Moses heard it and turned to me. “Sometimes you can’t just run away from stuff, Lorelei, no matter how bad it seems to be,” he said. He could see how nervous I was.
I’ve got to get better at hiding that,
I thought.
“I know.”
“Sometimes you’re better off stayin’ and fightin’ it off.”
I didn’t respond. How could I even begin to describe what Buddy and I had fled from just a short while ago? When I had decided to visit what I believed was the orphanage from which I had been taken, I had made the most shocking discovery of all. I wasn’t really an orphan. My mother was one of my father’s supposed daughters, and therefore, I had inherited that part of him that I feared and hated the most. I had no choice but to hope that I could overcome it. I thought that would be possible only if I put a great distance between myself and them. But my older sister Ava had made it very clear to me that escaping who we were was not only impossible but dangerous. She claimed we needed each other. There was, after all, another species of us, the Renegades, who would prey upon us as quickly and as easily as they would prey upon the normal. It was all a matter of territoriality.

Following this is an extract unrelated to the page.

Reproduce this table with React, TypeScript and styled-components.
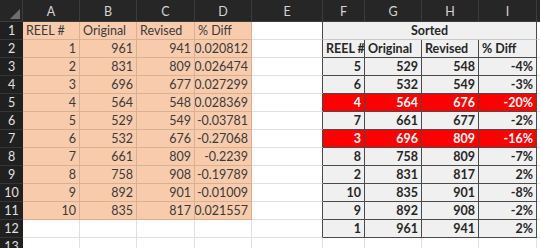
import { FC } from "react"
import styled, { createGlobalStyle, css } from "styled-components"

type TFill = "none" | "peach" | "gray" | "red"

type TRow = { reel: number; original: number; revised: number; diff: string }

const rawRows: Array<TRow> = [
  { reel: 1, original: 961, revised: 941, diff: "0.020812" },
  { reel: 2, original: 831, revised: 809, diff: "0.026474" },
  { reel: 3, original: 696, revised: 677, diff: "0.027299" },
  { reel: 4, original: 564, revised: 548, diff: "0.028369" },
  { reel: 5, original: 529, revised: 549, diff: "-0.03781" },
  { reel: 6, original: 532, revised: 676, diff: "-0.27068" },
  { reel: 7, original: 661, revised: 809, diff: "-0.2239" },
  { reel: 8, original: 758, revised: 908, diff: "-0.19789" },
  { reel: 9, original: 892, revised: 901, diff: "-0.01009" },
  { reel: 10, original: 835, revised: 817, diff: "0.021557" },
]

const sortedRows: Array<TRow & { hot?: boolean }> = [
  { reel: 5, original: 529, revised: 548, diff: "-4%" },
  { reel: 6, original: 532, revised: 549, diff: "-3%" },
  { reel: 4, original: 564, revised: 676, diff: "-20%", hot: true },
  { reel: 7, original: 661, revised: 677, diff: "-2%" },
  { reel: 3, original: 696, revised: 809, diff: "-16%", hot: true },
  { reel: 8, original: 758, revised: 809, diff: "-7%" },
  { reel: 2, original: 831, revised: 817, diff: "2%" },
  { reel: 10, original: 835, revised: 901, diff: "-8%" },
  { reel: 9, original: 892, revised: 908, diff: "-2%" },
  { reel: 1, original: 961, revised: 941, diff: "2%" },
]

const letters = ["A", "B", "C", "D", "E", "F", "G", "H", "I", ""]

const App: FC = () => {
  const rows = []
  for (let r = 1; r <= 13; r++) {
    const cells = []
    cells.push(<RowHead key="h">{r}</RowHead>)

    // left table A-D
    if (r === 1) {
      ;["REEL #", "Original", "Revised", "% Diff"].forEach((t) =>
        cells.push(
          <Cell key={t} $fill="peach" $align="left">
            {t}
          </Cell>
        )
      )
    } else if (r <= 11) {
      const d = rawRows[r - 2]
      ;[d.reel, d.original, d.revised, d.diff].forEach((v, i) =>
        cells.push(
          <Cell key={i} $fill="peach">
            {v}
          </Cell>
        )
      )
    } else {
      for (let i = 0; i < 4; i++) cells.push(<Cell key={i} $fill="none" />)
    }

    // column E
    cells.push(<Cell key="e" $fill="none" $edge={r <= 12} />)

    // sorted table F-I
    if (r === 1) {
      cells.push(
        <Title key="s">Sorted</Title>
      )
    } else if (r === 2) {
      ;["REEL #", "Original", "Revised", "% Diff"].forEach((t) =>
        cells.push(
          <Cell key={"s" + t} $fill="gray" $align="left" $bold $boxed>
            {t}
          </Cell>
        )
      )
    } else if (r <= 12) {
      const d = sortedRows[r - 3]
      ;[d.reel, d.original, d.revised, d.diff].forEach((v, i) =>
        cells.push(
          <Cell key={"s" + i} $fill={d.hot ? "red" : "gray"} $bold $boxed>
            {v}
          </Cell>
        )
      )
    } else {
      for (let i = 0; i < 4; i++) cells.push(<Cell key={"s" + i} $fill="none" />)
    }

    cells.push(<Cell key="j" $fill="none" />)
    rows.push(cells)
  }

  return (
    <>
      <GlobalStyle />
      <Sheet>
        <Corner>
          <svg width="10" height="10" viewBox="0 0 10 10">
            <polygon points="10,0 10,10 0,10" fill="#6e6e6e" />
          </svg>
        </Corner>
        {letters.map((l, i) => (
          <ColHead key={i}>{l}</ColHead>
        ))}
        {rows}
      </Sheet>
    </>
  )
}

export default App

//Styled Components

const GlobalStyle = createGlobalStyle`
  html, body {
    margin: 0;
    padding: 0;
    background: #ffffff;
    overflow: hidden;
  }
  body {
    font-family: Lato, "Open Sans", sans-serif;
  }
`

const Sheet = styled.div`
  display: grid;
  grid-template-columns: 23px 57px 57px 58px 57px 71px 42px 57px 57px 58px 1fr;
  grid-template-rows: 22px repeat(13, 18px);
  width: 540px;
  height: 248px;
  overflow: hidden;
  font-size: 12.5px;
  background: #ffffff;
`

const Corner = styled.div`
  background: #262626;
  border-right: 1px solid #3c3c3c;
  border-bottom: 1px solid #3c3c3c;
  display: flex;
  align-items: flex-end;
  justify-content: flex-end;
  padding: 0 2px 2px 0;
`

const ColHead = styled.div`
  background: #262626;
  color: #d4d4d4;
  border-right: 1px solid #3c3c3c;
  border-bottom: 1px solid #3c3c3c;
  display: flex;
  align-items: center;
  justify-content: center;
  padding-top: 2px;
`

const RowHead = styled.div`
  background: #202020;
  color: #e2e2e2;
  border-bottom: 1px solid #353535;
  display: flex;
  align-items: center;
  justify-content: center;
`

const fills = {
  none: css`
    background: #ffffff;
    border-color: #e0e0e0;
  `,
  peach: css`
    background: #f8cbad;
    border-color: #d8b193;
    color: #3a3a3a;
  `,
  gray: css`
    background: #f0f0f0;
    color: #262626;
  `,
  red: css`
    background: #ff0000;
    color: #ffffff;
  `,
}

const Cell = styled.div<{ $fill: TFill; $align?: "left" | "right"; $bold?: boolean; $boxed?: boolean; $edge?: boolean }>`
  border-right: 1px solid;
  border-bottom: 1px solid;
  display: flex;
  align-items: center;
  justify-content: ${(p) => (p.$align === "left" ? "flex-start" : "flex-end")};
  padding: 0 3px;
  white-space: nowrap;
  overflow: hidden;
  font-weight: ${(p) => (p.$bold ? 700 : 400)};
  ${(p) => fills[p.$fill]}
  ${(p) =>
    p.$boxed &&
    css`
      border-color: #4a4a4a;
    `}
  ${(p) =>
    p.$edge &&
    css`
      border-right-color: #4a4a4a;
    `}
`

const Title = styled.div`
  grid-column: span 4;
  background: #f0f0f0;
  color: #262626;
  font-weight: 700;
  border-right: 1px solid #4a4a4a;
  border-bottom: 1px solid #c8c8c8;
  display: flex;
  align-items: center;
  justify-content: center;
`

“You need to be with your own kind,” she said. “One of us alone has no chance out there.”
Buddy and I had just managed to escape from the house where all of my father’s daughters had gathered. It was then that he finally believed what I was telling him, but he still wanted to be with me, to love me. He told me how much he believed in me and how much he believed that I would be different if I stayed with him. In his mind, we were some version of Romeo and Juliet, only we would not make any fatal mistakes and lose each other.
After we had fled, we stopped at a diner where he hoped he would convince me. I knew in my heart that if I hadn’t gotten away from him by hitching this ride with Moses when Buddy had gone to the bathroom, he would probably have died a terrible death. How ironic. To keep the man I loved alive, I had to desert him and hope he would forget me. He would always be my true love but the love I could never have.
“So, exactly what are your plans, girl?” Moses asked. “I’m goin’ only so far here.”
“I thought I’d make my way to San Francisco,” I told him. It really was an idea I had been contemplating. I thought I could get on a flight and go east. I had no specific destination in mind. The only thing I could think of when I thought about where I would go was just to get away, get as far away as possible.
I glanced at the rearview mirror when another vehicle drew closer.
Moses looked, too, and then turned to me, looking more worried.
“You don’t think the police are after you, now, do you?”
“No.”
“Whoever you’re leavin’ behind wouldn’t want their help to get you back?”
“No, they would never go to the police,” I said.
He shook his head. “That don’t sound good. If you ain’t eighteen, I think I could be in some trouble if we get pulled over, you know.”
“I understand. I’m eighteen, but is there a bus station coming up soon?”
“Yeah, there’s one at the restaurant I occasionally stop at for some dinner.”
“I’ll get out there and catch a bus. You’ve been very kind. I don’t want to make any trouble for you.”
“I hope you ain’t makin’ any for yourself,” he replied.
“I’m okay.”
“You goin’ to family, at least?”
“Yes, I have an aunt living in San Francisco,” I told him. Spinning lies came to us as easily as spinning webs came to spiders. It was part of our DNA. “She’s always been quite fond of me and has invited me many, many times. Finally, I can go.”